A related distinction is made by Emmanuel Ghent (1989) in a journal article called "Masochism, Submission and Surrender."  In this article, Ghent distinguishes between surrender, which involves a universal longing to surrender control and structure, from submission which is demeaning and masochistic.  Submission, in Ghent's terms, might look like surrender, but it is a radically different phenomenon.  Surrender entails a giving up of inhibitions, barriers and rigidities within the self, making possible the discovery of previously walled off or avoided potential selves or parts of self.  Submission, by contrast, requires a splitting of dominance and submission, so that one person is assigned the function of control while the other person is enabled to suspend control.  Submission requires a partner who will hold a part of the self for the moment, either the controlling or the controlled part.  Contrary to what happens in surrender, new barriers are set up within the self.  Parts of the self, potential selves, are disavowed, and new rigidities are introduced.  Submission, according to Ghent, is a perversion of surrender, giving up one's will in favor of the will of another instead of the more risky business of trusting oneself and another enough to go with the flow.  Dominance and submission are mirror images of each other, arising when controlling and being controlled substitute for surrender.

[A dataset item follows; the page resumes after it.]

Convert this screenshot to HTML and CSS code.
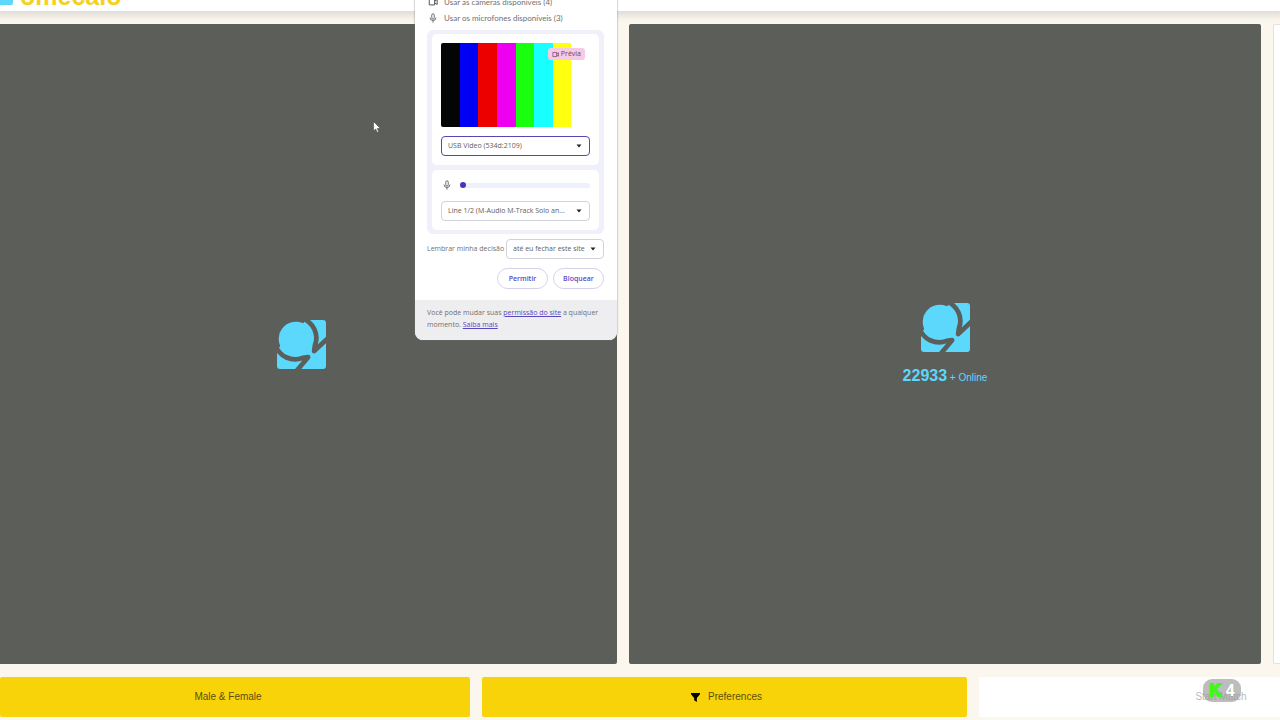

Much sexual activity involves surrender---surrender above all to one's own impulses and feelings, a suspension of inhibition, a sense of union with the other.  Under conditions of surrender in the sexual domain, dominance and submission can be played with; when surrender is blocked, the "game" becomes deadly serious.  Fantasies of raping or being raped can arise when the longing for surrender gets transformed into a demeaning desire to dominate or submit.  If she wants to be dominated in a demeaning sense, it reflects a fear of surrender of transcending the dominant-submissive polarity.  If he wants to dominate her, to demean her, it shows a fear of giving up control corresponding to her fear.  When both parties are willing and able to risk surrender, sexual interaction becomes playful and mutually negotiated, whether verbally or non-verbally.

The use of alcohol and drugs is one common way people seek to give up control, simulating surrender. Surrender gives way to submission when intoxication goes beyond freeing oneself up from inhibitions to self-obliteration, to self-destructive self-toxification.  It is no accident that extremes of demeaning sexual activity commonly occur in states of intoxication.

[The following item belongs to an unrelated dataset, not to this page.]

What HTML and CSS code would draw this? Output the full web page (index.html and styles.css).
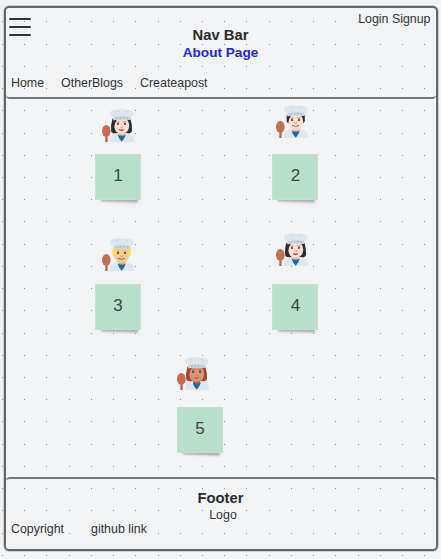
FILE: index.html
```
<!DOCTYPE html>
<html lang="en">
<head>
<meta charset="utf-8">
<title>About Page</title>
<link rel="stylesheet" href="styles.css">
</head>
<body>
<svg class="defs" width="0" height="0" aria-hidden="true">
  <symbol id="chef" viewBox="0 0 96 99">
    <path d="M10 72h7v27h-7z" fill="#b9654d"/>
    <ellipse cx="13" cy="66" rx="13" ry="18" fill="#c46f55"/>
    <path d="M24 99V90Q25 78 37 75L47 69H71L82 76Q96 79 96 90V99Z" fill="#dfe7ee"/>
    <path class="long" d="M31 29Q25 50 28 69Q36 75 44 72H76Q85 76 90 67Q91 46 85 29Z"/>
    <path class="short" d="M32 29V50L40 57H80L86 49V29Z"/>
    <path d="M49 64H70V81L59 88L48 80Z" fill="var(--shade)"/>
    <path d="M37 30H82V51Q80 67 69 72Q59 77 48 72Q37 66 37 51Z" fill="var(--skin)"/>
    <path class="fringe" d="M34 30H46Q40 38 37 50H34ZM74 30H85V50H82Q81 38 74 30Z"/>
    <path d="M44 39h9M64 39h9" stroke="var(--brow)" stroke-width="1.5" fill="none"/>
    <ellipse cx="48" cy="45" rx="3" ry="3.5" fill="#74362b"/><ellipse cx="69" cy="45" rx="3" ry="3.5" fill="#74362b"/>
    <path d="M55 54Q59 57 63 54" stroke="#c88273" stroke-width="2.5" fill="none"/>
    <path class="lips" d="M50 60Q58 62 67 60Q65 67 58 67Q52 67 50 60Z" fill="#df5550"/>
    <path class="smile" d="M48 61Q59 67 69 61" stroke="#ad5850" stroke-width="3" fill="none"/>
    <path d="M47 77Q59 82 71 77L67 88L59 98L51 88Z" fill="#2369a0"/>
    <path d="M34 23Q24 23 24 12Q26 3 38 3Q46 0 58 1Q71 0 79 3Q91 1 94 12Q95 23 85 24V33Q59 30 34 34Z" fill="#dde6ed"/>
    <path d="M34 24Q59 20 85 24V33Q59 29 34 34Z" fill="#c7d4de"/>
    <path d="M45 24v7M55 23v7M65 23v7M75 24v7" stroke="#9eb1bf" stroke-width="2"/>
    <path d="M42 10Q44 6 48 6M70 6Q75 6 78 10" stroke="#bdcbd5" stroke-width="2" fill="none"/>
  </symbol>
</svg>
<svg class="dots" aria-hidden="true">
  <defs>
    <pattern id="grid" x="2" y="21" width="200" height="200" patternUnits="userSpaceOnUse">
      <path d="M0 .5H200M0 23.5H200M0 45.5H200M0 67.5H200M0 89.5H200M0 112.5H200M0 134.5H200M0 156.5H200M0 178.5H200" stroke="#8e8f91" stroke-dasharray="1 21 1 21 1 22 1 21 1 21 1 21 1 22 1 21 1 21"/>
    </pattern>
  </defs>
  <rect width="100%" height="100%" fill="url(#grid)"/>
</svg>
<div class="page">
  <header class="header">
    <div class="top">
      <div class="menu"><i></i><i></i><i></i></div>
      <div class="account">Login Signup</div>
    </div>
    <h1>Nav Bar</h1>
    <h2>About Page</h2>
    <nav class="nav"><span>Home</span><span>OtherBlogs</span><span>Createapost</span></nav>
  </header>
  <main class="people">
    <article class="card c1"><div class="slot"><svg class="chef"><use href="#chef"/></svg></div><div class="note">1</div></article>
    <article class="card c2"><div class="slot"><svg class="chef"><use href="#chef"/></svg></div><div class="note">2</div></article>
    <article class="card c3"><div class="slot"><svg class="chef"><use href="#chef"/></svg></div><div class="note">3</div></article>
    <article class="card c4"><div class="slot"><svg class="chef"><use href="#chef"/></svg></div><div class="note">4</div></article>
    <article class="card c5"><div class="slot"><svg class="chef"><use href="#chef"/></svg></div><div class="note">5</div></article>
  </main>
  <footer class="footer">
    <h3>Footer</h3>
    <p>Logo</p>
    <div class="links"><span>Copyright</span><span>github link</span></div>
  </footer>
</div>
</body>
</html>
```
FILE: styles.css
```
* { box-sizing: border-box; }
body {
  margin: 0;
  height: 559px;
  overflow: hidden;
  background: #f1f3f5;
  color: #333436;
  font: 12.4px/16px "Liberation Sans", Arial, sans-serif;
}
h1, h2, h3, p { margin: 0; }
.defs { position: absolute; }
.dots { position: absolute; inset: 0; width: 441px; height: 559px; }
.page {
  position: relative;
  isolation: isolate;
  width: 434px;
  height: 545px;
  margin: 6px 0 0 3.5px;
  border: 2px solid #666769;
  border-radius: 5px;
  box-shadow: 0 0 0 .5px #a6a7a8;
  display: flex;
  flex-direction: column;
}
.header {
  height: 91px;
  border-bottom: 2px solid #747577;
  border-radius: 0 0 4px 4px;
  text-align: center;
}
.top { display: flex; justify-content: space-between; height: 18px; padding: 3px 5px 0 3.5px; }
.menu { width: 22px; padding-top: 6.6px; }
.menu i { display: block; height: 2px; margin-bottom: 6.3px; background: #333436; border-radius: 1px; }
.account { white-space: nowrap; }
h1, h3 { font-size: 14.8px; line-height: 18px; color: #2a2b2d; }
h2 { font-size: 13.6px; line-height: 17px; color: #2028d8; }
.nav { display: flex; gap: 17px; padding: 14px 0 0 5.5px; }
.people {
  flex: 1;
  display: grid;
  grid-template-columns: 46px 46px;
  grid-template-rows: 130px 123px 96px;
  column-gap: 131.4px;
  padding: 5px 0 0 89.5px;
}
.card {
  --skin: #fae1d2;
  --shade: #e7bda6;
  --hair: #292e33;
  --brow: #4d3934;
  width: 46px;
}
.c3 { --skin: #f4cf93; --shade: #e2ae75; --hair: #fbe331; --brow: #c38a36; }
.c5 { --skin: #d09a7b; --shade: #a76b50; --hair: #a8442a; --brow: #69301f; margin-left: 82px; }
.slot { display: flex; height: 50px; }
.chef { flex: none; width: 32px; height: 33px; }
.c1 .chef { margin: 4.5px 0 0 7px; }
.c3 .chef { margin: 3.5px 0 0 7px; }
.c2 .chef, .c4 .chef { margin: .5px 0 0 3.5px; }
.c4 .chef { margin-top: -1px; }
.c5 .chef { margin-top: -.5px; }
.long, .short, .fringe { fill: var(--hair); }
.long, .lips { display: var(--long, inline); }
.short, .smile { display: var(--short, none); }
.c2, .c3 { --long: none; --short: inline; }
.note {
  position: relative;
  height: 46px;
  background: #b7dfcc;
  border: 1px solid #c0e2d2;
  color: #3c4541;
  font: 17px/42px "Liberation Sans", Arial, sans-serif;
  text-align: center;
}
.note::after {
  content: "";
  position: absolute;
  z-index: -1;
  left: 5px;
  right: 2px;
  bottom: -3px;
  height: 4px;
  background: #aaacac;
  filter: blur(.8px);
  transform: rotate(2deg);
}
.footer {
  height: 72px;
  border-top: 2px solid #747577;
  border-radius: 4px 4px 0 0;
  text-align: center;
}
.footer h3 { padding-top: 10px; }
.footer p { padding-left: 5px; line-height: 16px; }
.links { display: flex; gap: 27px; padding-left: 5.5px; line-height: 13px; }
```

Ghent linked Winnicott's idea of false self with the Hindu/Buddhist notion of "ego" in discussing masochism, submission, and surrender.  Winnicott saw true self as process, as ongoing being.  False self arises when one is made to feel compelled to comply with, or resist, the wishes of others, alienating oneself from one's own process of going on being.  The false self constructed for others becomes the ego of deluded attachment in the Eastern religions in Ghent's vision.  Surrender entails the giving up of the false self/ego in favor of the uncontrolled "flow" of experience.  When attachment to ego/false self does not allow for surrender, self-destructive submission takes its place.  The epidemic of allegations and incidents of sexual violence on college campuses and elsewhere speaks to a rampant and destructive distortion in the process of surrender.  Addressing the way surrender gets perverted into submission is a public health priority of the first order.

Ghent, E. (1989) Masochism, Submission, and Surrender. Contemporary Psychoanalysis 26: 108-136.